I would like to begin this op-ed by stating how absolutely bugnuts it is that I have been called upon to defend the honor of cheese, the only food that rivals chocolate in terms of universal adoration. Cheese is delicious. It is a living testament to the wonders of accidental innovation. And not liking it, while technically a valid opinion, is not the kind of thing anyone should feel compelled to share with the world. As if your own bad take will change anyone else’s mind.

Cheese is good for a number of reasons, not least because it checks all the boxes for an appealing flavor profile. Good cheese is a balance of salty, fatty, complex, and umami — you know, the secret fifth flavor no one can shut up about. That’s how you know it’s good. Not appreciating cheese isn’t wrong, per se — it’s simply, mmm, let’s call it unsophisticated. And I just used two em dashes in three sentences, so clearly I know what I’m talking about.
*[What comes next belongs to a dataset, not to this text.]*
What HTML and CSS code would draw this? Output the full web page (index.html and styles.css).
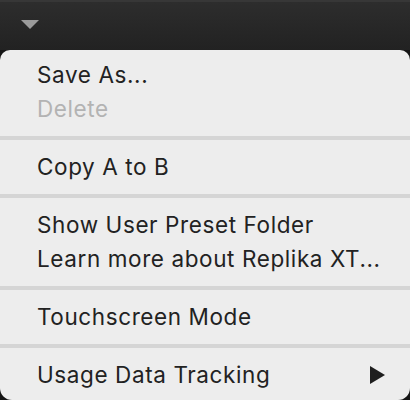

Moreover, not liking cheese is comparable to not liking music or not liking movies: there’s so much variation within the category that it makes very little sense to draw sweeping generalizations. The melty, gummy, salty-sweet comfort of sliced American has nothing in common with a tender, mild, milky fresh mozzarella, and even less with a pungent, crumbly, assertive parmigiano-reggiano. The point is, there’s a cheese for every taste and every occasion. Claiming to dislike cheese categorically just seems uninformed.

graphic by Fiona Drenttel

It’s true that when you really think about it, cheese sounds kind of gross. But this is true of many other indisputably Good Things, such as loofahs and sex. That cheese can rise from its relatively humble origins as curdled milk in an animal stomach to one of the most celebrated elements of haute cuisine is a stunning example of what one can achieve when one is a delicious dairy project.

That said, I would never judge a cheese-hater for their bad and wrong opinions. Instead, I would welcome them with open arms, because I can always use more friends who won’t hog the cheese plate when we eat out together.